THe open circuit voltage Voc and short circuit current Isc and Z max power transfer is the impedance you want to match with your load ΔV/ESR=Imax for maximum efficiency. Then Zmpt rises rapidly as the sun sets as Vmpt drops slowly. ( see PV MPT curves for a better understanding)

The same applies for a negative applied external voltage I= ΔV/Rs.

If the external voltage is greater the Zout becomes open circuit.

A “DC OK” logic level, can be made with a reference voltage and comparator within your spec’s operating range and some desirable hysteresis.

You may be able to predict and prevent these load effects if you can define the loads and power sources. If the source drops below LDO headroom cutoff, this can also be monitored with a R ratio and another comparator.

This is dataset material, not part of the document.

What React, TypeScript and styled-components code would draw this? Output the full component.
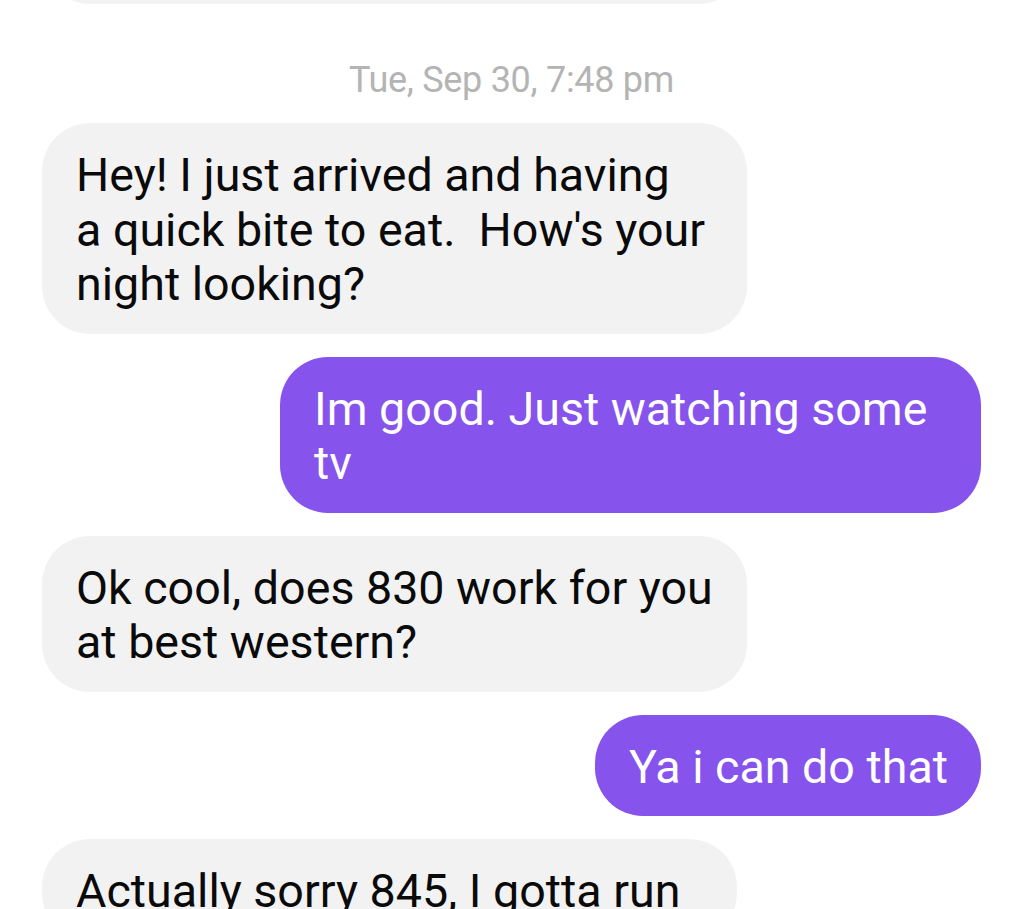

If you want to optimize your battery charger and PV power, you will want the output voltage between 70% to 82% of Voc (no load) and disconnect load when storage cap drops below Vcharge acceptable tolerances. This will create an undesired Relaxation Oscillator effect as the voltage rises with no load and drops with insufficient low impedance to start the phone charger SMPS which tend to have a surge start current and have higher conduction losses at low input voltage or as you expected drop the PV voltage too low and cook the phone charger from it’s lack of protection for UV lockout.

There is also a design for a Window comparator using dual comparators for UV/OK/OV that may be considered. where OK >UV threshold and < OV threshold.

The only solution for this frequent problem is to have a local regulated battery to store PV power between phone charge uses. Then previously stored energy can be transferred to the preferably smaller mWh battery in the phone and still have a DC OK signal enable the charger connection. Matching the voltages as close as possible to the load at 82%Voc during max PV solar input is one design goal to minimize series drop power loss.

There must be commercial solutions with a PV battery bank that already does this. Maybe, search , find buy or make one.

Otherwise give all pertinent specs for all inputs and outputs to start a better design with links to datasheets in question.